Recurrent Upper Respiratory Infections In Children With Down Syndrome

Individuals with Down syndrome have small facial bone structures and shallow or absent sinus cavities. They also have a small airway with a shallow high-arched palate. When an individual gets an upper respiratory infection. several things happen in the body in an attempt to control the infection. Antibodies like gamma globulin are produced against the virus or bacteria. These antibodies act by engulfing the foreign material and help to remove these viruses and bacteria from the boda. Cells lining the trachea, nose, ears and lungs produce sticky mucus that traps material entering these structures and prevents the material from gaining entry into the body. When all is working well, an individual should be able to handle uncomplicated upper respiratory infections and should recover in due time.

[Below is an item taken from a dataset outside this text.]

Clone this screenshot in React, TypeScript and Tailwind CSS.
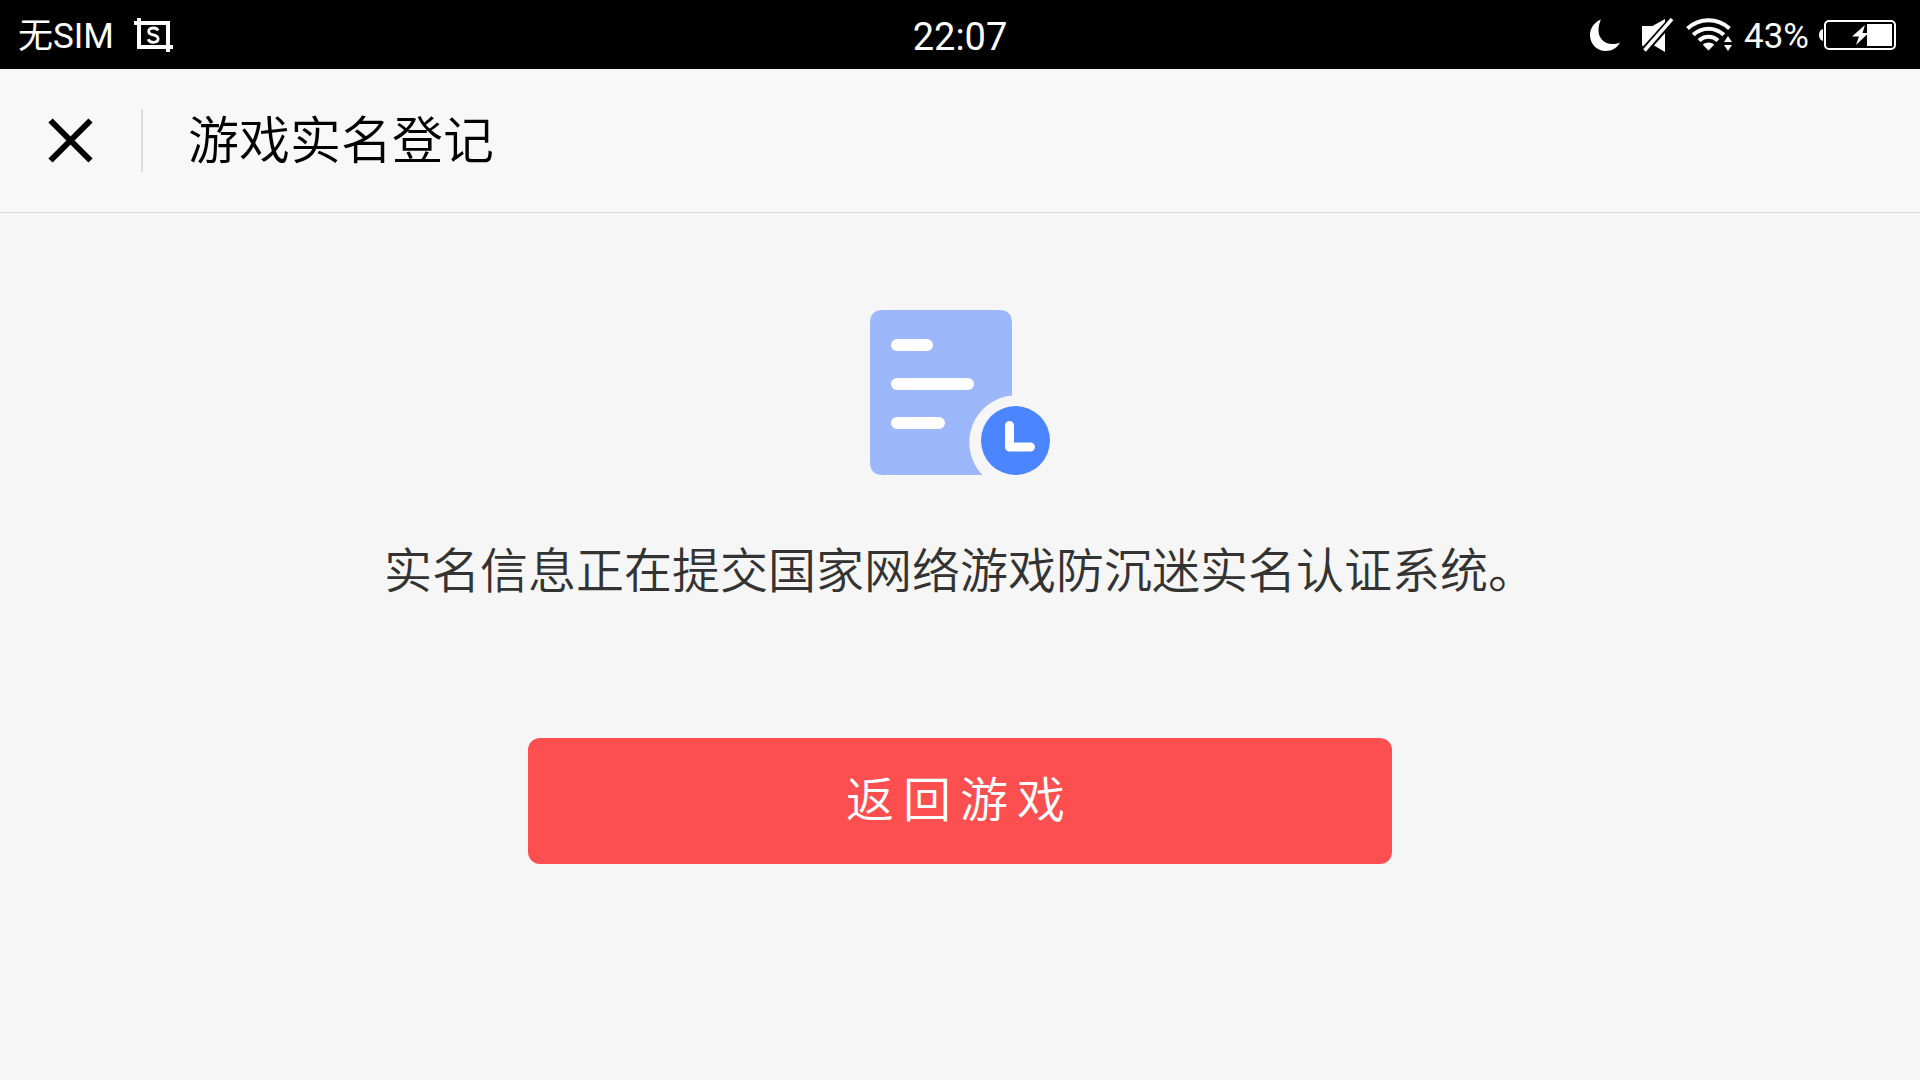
function ScreenshotIcon() {
  return (
    <svg className="h-[34px] w-[39px]" viewBox="0 0 39 34" fill="none" stroke="#fff" strokeWidth="4" aria-hidden="true">
      <path d="M5 0V29H39" />
      <path d="M0 5H34V34" />
      <path d="M24 12.5C23.4 10.8 21.6 10 19.3 10C16.5 10 14.7 11.4 14.7 13.4C14.7 15.6 16.6 16.3 19.2 16.9C22 17.5 24.1 18.3 24.1 20.8C24.1 23 22.1 24.3 19.4 24.3C16.8 24.3 14.9 23.3 14.2 21.2" strokeWidth="2.8" />
    </svg>
  );
}

function MoonIcon() {
  return (
    <svg className="h-8 w-[30px]" viewBox="0 0 30 32" fill="#fff" aria-hidden="true">
      <path d="M11 0.5C4.5 3 0 9 0 16C0 25 7 32 15.5 32C22 32 27.5 28.5 30 23.5C27.5 24.7 25 25 22.5 25C14 25 8.5 19 8.5 11.5C8.5 7.5 9.3 3.5 11 0.5Z" />
    </svg>
  );
}

function MuteIcon() {
  return (
    <svg className="h-[34px] w-8" viewBox="0 0 32 34" fill="#fff" aria-hidden="true">
      <path d="M0 8H10.5L23 1V4L1 28.5L0 27Z" />
      <path d="M23 15V34L12 27.5Z" />
      <path d="M2.5 32.5L30 1" stroke="#fff" strokeWidth="3.5" />
    </svg>
  );
}

function WifiIcon() {
  return (
    <svg className="h-[33px] w-[46px]" viewBox="0 0 46 33" fill="none" stroke="#fff" strokeWidth="4.2" aria-hidden="true">
      <path d="M1.5 10.5C13.5 -0.5 31.5 -0.5 43.5 10.5" />
      <path d="M7.2 16.8C16 8.7 29 8.7 37.8 16.8" />
      <path d="M13 22.5C18.5 17.5 26.5 17.5 32 22.5" />
      <path d="M22.5 32.5L16.8 26.7C20 23.8 25 23.8 28.2 26.7Z" fill="#fff" stroke="none" />
      <path d="M42 18L46 24H38ZM42 33L46 27H38Z" fill="#fff" stroke="none" />
    </svg>
  );
}

function BatteryIcon() {
  return (
    <svg className="h-[30px] w-[77px]" viewBox="0 0 77 30" aria-hidden="true">
      <path d="M4 9V21C1.5 20 0 18.5 0 15C0 11.5 1.5 10 4 9Z" fill="#fff" />
      <rect x="6" y="1" width="70" height="28" rx="4" fill="none" stroke="#fff" strokeWidth="2" />
      <path d="M48 4H73V26H48Z" fill="#fff" />
      <path d="M46 5L33 16.5H40L37 25L49.5 13H43.5Z" fill="#fff" />
    </svg>
  );
}

function PendingDocumentIcon() {
  return (
    <svg className="h-[165px] w-[180px]" viewBox="0 0 180 165" aria-hidden="true">
      <path
        d="M13 0H129Q142 0 142 13V85.5A47 47 0 0 0 112.5 165H13Q0 165 0 152V13Q0 0 13 0Z"
        fill="#9db7fb"
      />
      <g fill="#fff">
        <rect x="21" y="29" width="42" height="12" rx="6" />
        <rect x="21" y="68" width="83" height="12" rx="6" />
        <rect x="21" y="107" width="54" height="12" rx="6" />
      </g>
      <circle cx="145.5" cy="130.5" r="34.5" fill="#4b85ff" />
      <path d="M139.5 115.5V137H160.5" fill="none" stroke="#fff" strokeWidth="9" strokeLinecap="round" strokeLinejoin="round" />
    </svg>
  );
}

function StatusBar() {
  return (
    <div className="grid h-[69px] grid-cols-3 items-center bg-black px-[18px] text-white">
      <div className="flex items-center gap-5">
        <span className="pt-1 text-[35px] leading-none">无SIM</span>
        <ScreenshotIcon />
      </div>
      <time className="pt-1 text-center text-[38px] leading-none">22:07</time>
      <div className="flex items-center justify-end pr-1.5">
        <MoonIcon />
        <span className="w-[22px]" />
        <MuteIcon />
        <span className="w-3" />
        <WifiIcon />
        <span className="ml-3 mr-2.5 pt-1 text-[35px] leading-none">43%</span>
        <BatteryIcon />
      </div>
    </div>
  );
}

export default function App() {
  return (
    <div className="flex min-h-screen flex-col bg-[#f6f6f6] font-[Roboto,'Noto_Sans_CJK_SC',sans-serif]">
      <StatusBar />
      <header className="flex h-36 items-center border-b border-[#dcdcdc] bg-[#f8f8f8] pl-12">
        <button type="button" aria-label="关闭">
          <svg className="h-[45px] w-[45px]" viewBox="0 0 45 45" stroke="#000" strokeWidth="6" aria-hidden="true">
            <path d="M2.5 2.5L42.5 42.5M42.5 2.5L2.5 42.5" />
          </svg>
        </button>
        <span className="ml-12 h-[63px] w-0.5 bg-[#dcdcdc]" />
        <h1 className="ml-[45px] pb-1.5 font-['Noto_Sans_CJK_SC',sans-serif] text-[51px] font-[350] leading-none text-black">
          游戏实名登记
        </h1>
      </header>
      <main className="flex flex-col items-center pt-[97px] font-['Noto_Sans_CJK_SC',sans-serif]">
        <PendingDocumentIcon />
        <p className="mt-14 text-[48px] font-[350] leading-[72px] text-[#333]">
          实名信息正在提交国家网络游戏防沉迷实名认证系统。
        </p>
        <button
          type="button"
          className="mt-[135px] h-[126px] w-[45%] rounded-xl bg-[#fd4f4f] pb-2.5 text-[48px] font-[350] leading-none tracking-[9px] text-white"
        >
          返回游戏
        </button>
      </main>
    </div>
  );
}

"The Goal is to keep the children healthy. This will allow them to participate and maximize their learning."

Let us now look at the child with Down syndrome. The child has small narrow ear canals with a shallow drainage angle. Fluid that accumulates behind the ear drum becomes stagnant. With time, the fluid becomes thick and gelatinous due to the reabsorption of water by the tissues. This thick gelatinous material interferes with normal hearing and provides a rich growth medium for viruses and bacteria. In addition, thick secretions pour out of the nose and eyes and flow down the esophagus and trachea, because the sinus cavities are absent or unable to contain the volume of secretions produced. The immune system may also not function efficiently to inactivate the invading organisms. The result is a child with chronic ear infections and some hearing loss. Poor sleep, loss of appetite, diarrhea, and inability to concentrate and learn are also noted.

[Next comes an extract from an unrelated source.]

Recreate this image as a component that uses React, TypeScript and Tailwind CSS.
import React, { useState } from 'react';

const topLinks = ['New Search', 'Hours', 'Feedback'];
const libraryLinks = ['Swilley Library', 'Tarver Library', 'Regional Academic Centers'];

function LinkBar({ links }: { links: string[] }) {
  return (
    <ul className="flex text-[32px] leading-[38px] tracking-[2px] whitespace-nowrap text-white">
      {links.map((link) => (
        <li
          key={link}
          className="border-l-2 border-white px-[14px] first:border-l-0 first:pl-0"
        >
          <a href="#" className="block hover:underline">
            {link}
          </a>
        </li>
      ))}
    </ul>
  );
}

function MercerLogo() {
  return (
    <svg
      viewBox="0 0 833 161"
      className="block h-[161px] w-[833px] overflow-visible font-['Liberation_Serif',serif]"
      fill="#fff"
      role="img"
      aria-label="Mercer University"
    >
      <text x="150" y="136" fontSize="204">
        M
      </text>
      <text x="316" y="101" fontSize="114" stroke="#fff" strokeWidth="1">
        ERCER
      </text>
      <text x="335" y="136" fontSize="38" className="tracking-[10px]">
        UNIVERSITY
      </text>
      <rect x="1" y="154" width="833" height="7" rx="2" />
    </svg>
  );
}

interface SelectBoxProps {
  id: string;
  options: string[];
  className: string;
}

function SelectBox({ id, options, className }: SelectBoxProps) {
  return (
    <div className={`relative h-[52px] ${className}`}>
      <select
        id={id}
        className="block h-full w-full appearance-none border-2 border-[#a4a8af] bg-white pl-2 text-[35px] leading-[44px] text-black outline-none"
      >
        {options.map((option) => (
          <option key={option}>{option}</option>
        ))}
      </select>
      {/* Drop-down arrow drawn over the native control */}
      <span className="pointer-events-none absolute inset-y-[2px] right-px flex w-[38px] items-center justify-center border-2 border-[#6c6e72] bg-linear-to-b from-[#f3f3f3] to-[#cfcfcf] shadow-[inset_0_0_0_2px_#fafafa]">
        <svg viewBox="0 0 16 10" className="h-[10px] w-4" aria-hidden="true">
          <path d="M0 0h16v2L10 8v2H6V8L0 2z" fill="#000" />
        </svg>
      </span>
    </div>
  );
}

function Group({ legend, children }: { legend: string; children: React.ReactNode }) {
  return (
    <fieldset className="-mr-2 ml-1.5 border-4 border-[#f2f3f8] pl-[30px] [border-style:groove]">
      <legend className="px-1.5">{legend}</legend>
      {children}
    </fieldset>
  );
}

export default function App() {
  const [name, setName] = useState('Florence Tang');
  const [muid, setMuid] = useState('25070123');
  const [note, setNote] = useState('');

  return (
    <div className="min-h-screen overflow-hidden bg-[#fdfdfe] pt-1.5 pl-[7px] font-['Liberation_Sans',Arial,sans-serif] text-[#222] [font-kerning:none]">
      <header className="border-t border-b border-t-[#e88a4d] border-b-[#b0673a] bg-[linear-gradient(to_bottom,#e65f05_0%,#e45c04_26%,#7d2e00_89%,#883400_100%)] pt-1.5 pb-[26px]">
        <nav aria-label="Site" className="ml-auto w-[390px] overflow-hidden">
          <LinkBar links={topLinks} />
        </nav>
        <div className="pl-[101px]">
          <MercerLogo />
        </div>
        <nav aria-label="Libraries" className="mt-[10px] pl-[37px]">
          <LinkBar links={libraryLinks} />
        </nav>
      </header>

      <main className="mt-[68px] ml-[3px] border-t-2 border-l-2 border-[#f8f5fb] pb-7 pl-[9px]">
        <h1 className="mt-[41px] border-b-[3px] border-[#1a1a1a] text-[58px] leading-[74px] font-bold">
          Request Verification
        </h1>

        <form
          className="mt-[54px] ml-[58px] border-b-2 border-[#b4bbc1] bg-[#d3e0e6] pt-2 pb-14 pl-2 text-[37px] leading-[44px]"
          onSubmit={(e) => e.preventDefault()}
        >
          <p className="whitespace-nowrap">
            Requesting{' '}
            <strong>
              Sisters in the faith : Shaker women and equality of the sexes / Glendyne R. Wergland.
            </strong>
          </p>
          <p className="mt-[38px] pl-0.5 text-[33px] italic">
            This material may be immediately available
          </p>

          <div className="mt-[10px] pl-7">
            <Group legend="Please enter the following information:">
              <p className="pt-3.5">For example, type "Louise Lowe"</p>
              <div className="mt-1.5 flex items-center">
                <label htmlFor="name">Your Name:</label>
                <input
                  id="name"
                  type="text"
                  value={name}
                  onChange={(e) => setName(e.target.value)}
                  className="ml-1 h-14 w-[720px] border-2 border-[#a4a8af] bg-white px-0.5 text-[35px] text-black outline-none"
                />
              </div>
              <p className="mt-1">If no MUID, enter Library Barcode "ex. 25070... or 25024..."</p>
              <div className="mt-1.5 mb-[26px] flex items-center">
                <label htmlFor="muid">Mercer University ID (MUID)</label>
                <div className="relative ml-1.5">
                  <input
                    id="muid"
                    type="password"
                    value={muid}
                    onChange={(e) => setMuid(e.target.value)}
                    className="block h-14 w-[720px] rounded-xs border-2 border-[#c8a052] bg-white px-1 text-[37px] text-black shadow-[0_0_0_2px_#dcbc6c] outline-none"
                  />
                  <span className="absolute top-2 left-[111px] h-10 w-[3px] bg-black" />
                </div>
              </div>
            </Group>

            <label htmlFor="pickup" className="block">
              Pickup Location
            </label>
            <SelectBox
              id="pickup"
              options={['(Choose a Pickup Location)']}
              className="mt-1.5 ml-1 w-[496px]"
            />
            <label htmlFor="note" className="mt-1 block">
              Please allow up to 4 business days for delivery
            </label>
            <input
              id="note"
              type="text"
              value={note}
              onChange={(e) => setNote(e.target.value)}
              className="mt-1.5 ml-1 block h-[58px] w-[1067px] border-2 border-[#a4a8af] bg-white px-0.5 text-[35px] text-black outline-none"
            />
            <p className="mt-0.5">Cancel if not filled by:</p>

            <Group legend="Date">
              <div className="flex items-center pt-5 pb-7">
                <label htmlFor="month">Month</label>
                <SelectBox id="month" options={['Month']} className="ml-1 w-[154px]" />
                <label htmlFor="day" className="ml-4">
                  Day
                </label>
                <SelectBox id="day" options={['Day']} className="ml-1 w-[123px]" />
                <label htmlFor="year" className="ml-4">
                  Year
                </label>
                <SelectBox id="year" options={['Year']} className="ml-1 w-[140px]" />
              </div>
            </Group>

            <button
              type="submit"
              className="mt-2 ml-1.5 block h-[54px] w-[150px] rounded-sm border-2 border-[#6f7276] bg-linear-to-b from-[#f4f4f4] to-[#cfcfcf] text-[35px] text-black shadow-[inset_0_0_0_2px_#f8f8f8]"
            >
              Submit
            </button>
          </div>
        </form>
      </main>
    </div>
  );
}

Children with Down syndrome therefore need to be aggressively managed when they show signs of persistent and debilitating upper respiratory infection. Chronic ear infections with hearing loss may respond to placement of myringotomy tubes in the ears to allow for drainage of the thick secretions. Removal of the adenoids and tonsils may be necessary if the airway is very narrow and the enlarged structures are causing airway obstruction with reduced oxygen intake, Thick green-yellow secretions may represent secondary infection that should be treated with antibiotics.

The goal is to keep the children healthy. This will allow them to participate in their therapy and school sessions more effectively and therefore maximize their learning.